**Stated exercise**
Check every line of the entries below for the word "with", and copy the ones that have it.

**Listed records**
§ §
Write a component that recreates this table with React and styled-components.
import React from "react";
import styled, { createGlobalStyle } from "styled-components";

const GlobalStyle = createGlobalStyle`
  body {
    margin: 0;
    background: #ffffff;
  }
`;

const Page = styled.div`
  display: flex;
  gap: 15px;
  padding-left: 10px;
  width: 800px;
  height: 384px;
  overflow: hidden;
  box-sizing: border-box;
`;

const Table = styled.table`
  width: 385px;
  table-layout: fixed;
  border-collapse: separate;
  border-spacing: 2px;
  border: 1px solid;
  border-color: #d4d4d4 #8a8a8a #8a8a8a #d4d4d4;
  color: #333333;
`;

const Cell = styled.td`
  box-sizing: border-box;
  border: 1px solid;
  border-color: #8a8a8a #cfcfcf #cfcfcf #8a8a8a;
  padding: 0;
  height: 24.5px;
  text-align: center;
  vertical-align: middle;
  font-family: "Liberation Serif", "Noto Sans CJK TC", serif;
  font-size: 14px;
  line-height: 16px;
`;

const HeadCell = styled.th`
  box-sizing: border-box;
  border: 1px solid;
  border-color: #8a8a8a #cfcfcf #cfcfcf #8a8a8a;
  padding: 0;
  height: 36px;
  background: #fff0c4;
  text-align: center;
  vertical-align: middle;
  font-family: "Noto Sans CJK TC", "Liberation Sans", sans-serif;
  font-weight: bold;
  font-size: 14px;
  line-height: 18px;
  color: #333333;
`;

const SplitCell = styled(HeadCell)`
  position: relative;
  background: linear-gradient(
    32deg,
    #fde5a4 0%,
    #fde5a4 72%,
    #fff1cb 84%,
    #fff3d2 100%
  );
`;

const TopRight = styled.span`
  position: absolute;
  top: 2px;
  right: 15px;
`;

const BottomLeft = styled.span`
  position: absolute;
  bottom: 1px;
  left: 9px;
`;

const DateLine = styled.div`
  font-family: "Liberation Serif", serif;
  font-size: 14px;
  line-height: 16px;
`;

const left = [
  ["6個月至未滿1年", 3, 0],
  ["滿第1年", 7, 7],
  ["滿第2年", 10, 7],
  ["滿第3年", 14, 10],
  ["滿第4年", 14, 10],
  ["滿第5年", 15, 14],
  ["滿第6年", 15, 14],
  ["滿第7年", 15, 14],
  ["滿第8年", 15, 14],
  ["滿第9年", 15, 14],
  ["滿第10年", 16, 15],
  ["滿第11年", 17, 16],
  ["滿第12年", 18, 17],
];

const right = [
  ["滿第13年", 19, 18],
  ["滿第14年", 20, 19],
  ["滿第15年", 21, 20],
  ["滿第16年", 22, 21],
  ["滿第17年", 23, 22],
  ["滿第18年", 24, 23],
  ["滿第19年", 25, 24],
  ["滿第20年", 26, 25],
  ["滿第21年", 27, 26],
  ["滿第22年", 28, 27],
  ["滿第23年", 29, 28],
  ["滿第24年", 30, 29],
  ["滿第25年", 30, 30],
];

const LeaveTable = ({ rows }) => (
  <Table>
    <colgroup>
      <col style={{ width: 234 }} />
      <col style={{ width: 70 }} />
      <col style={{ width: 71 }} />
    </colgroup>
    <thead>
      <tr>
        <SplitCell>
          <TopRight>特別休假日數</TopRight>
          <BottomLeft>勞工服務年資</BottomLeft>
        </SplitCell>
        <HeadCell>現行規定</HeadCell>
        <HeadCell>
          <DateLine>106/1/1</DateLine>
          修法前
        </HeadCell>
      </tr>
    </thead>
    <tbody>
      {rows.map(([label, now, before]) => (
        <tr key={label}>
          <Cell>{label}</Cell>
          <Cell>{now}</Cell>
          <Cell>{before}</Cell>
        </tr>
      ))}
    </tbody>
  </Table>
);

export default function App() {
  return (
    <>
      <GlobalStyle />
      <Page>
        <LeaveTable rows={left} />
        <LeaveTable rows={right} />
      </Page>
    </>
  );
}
§ §
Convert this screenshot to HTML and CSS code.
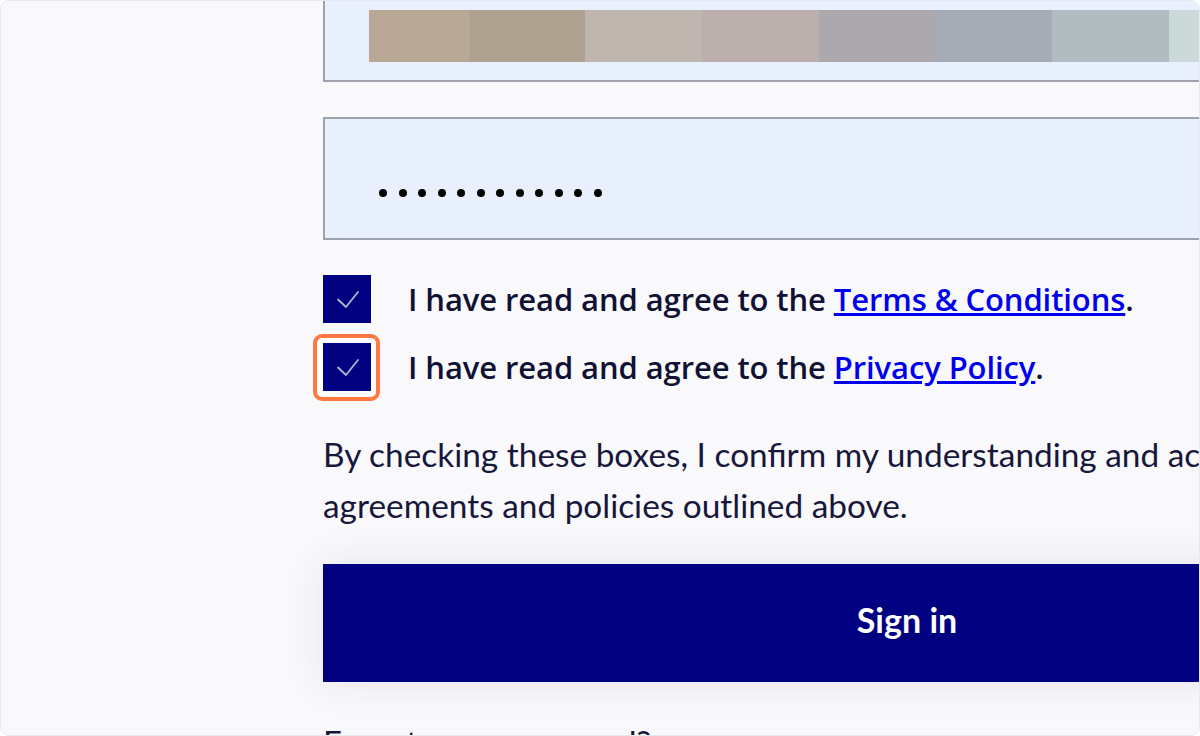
§ §
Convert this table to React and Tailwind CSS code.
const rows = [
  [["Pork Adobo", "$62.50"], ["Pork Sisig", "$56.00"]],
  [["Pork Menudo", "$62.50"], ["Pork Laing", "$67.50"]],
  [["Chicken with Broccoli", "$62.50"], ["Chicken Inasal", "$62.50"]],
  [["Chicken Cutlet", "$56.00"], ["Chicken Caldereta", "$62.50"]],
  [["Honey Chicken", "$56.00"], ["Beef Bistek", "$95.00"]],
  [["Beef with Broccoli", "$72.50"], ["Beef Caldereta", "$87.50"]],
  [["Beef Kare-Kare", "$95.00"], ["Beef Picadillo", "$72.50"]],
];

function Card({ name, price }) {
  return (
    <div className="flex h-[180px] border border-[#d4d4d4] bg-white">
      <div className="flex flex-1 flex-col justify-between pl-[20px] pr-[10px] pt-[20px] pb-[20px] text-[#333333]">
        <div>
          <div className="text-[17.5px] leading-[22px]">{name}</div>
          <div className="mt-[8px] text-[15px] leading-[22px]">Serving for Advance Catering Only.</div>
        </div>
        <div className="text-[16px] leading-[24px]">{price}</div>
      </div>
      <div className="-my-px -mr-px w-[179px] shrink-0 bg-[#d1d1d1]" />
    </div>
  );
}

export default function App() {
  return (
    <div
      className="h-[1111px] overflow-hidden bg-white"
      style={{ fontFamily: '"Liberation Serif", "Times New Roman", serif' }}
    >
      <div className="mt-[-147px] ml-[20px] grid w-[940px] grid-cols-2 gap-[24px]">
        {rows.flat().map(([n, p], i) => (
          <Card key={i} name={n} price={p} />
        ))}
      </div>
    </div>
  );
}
§ §
**Solution to this task**
Write a component that recreates this table with React and styled-components.
  [["Chicken with Broccoli", "$62.50"], ["Chicken Inasal", "$62.50"]],
  [["Beef with Broccoli", "$72.50"], ["Beef Caldereta", "$87.50"]],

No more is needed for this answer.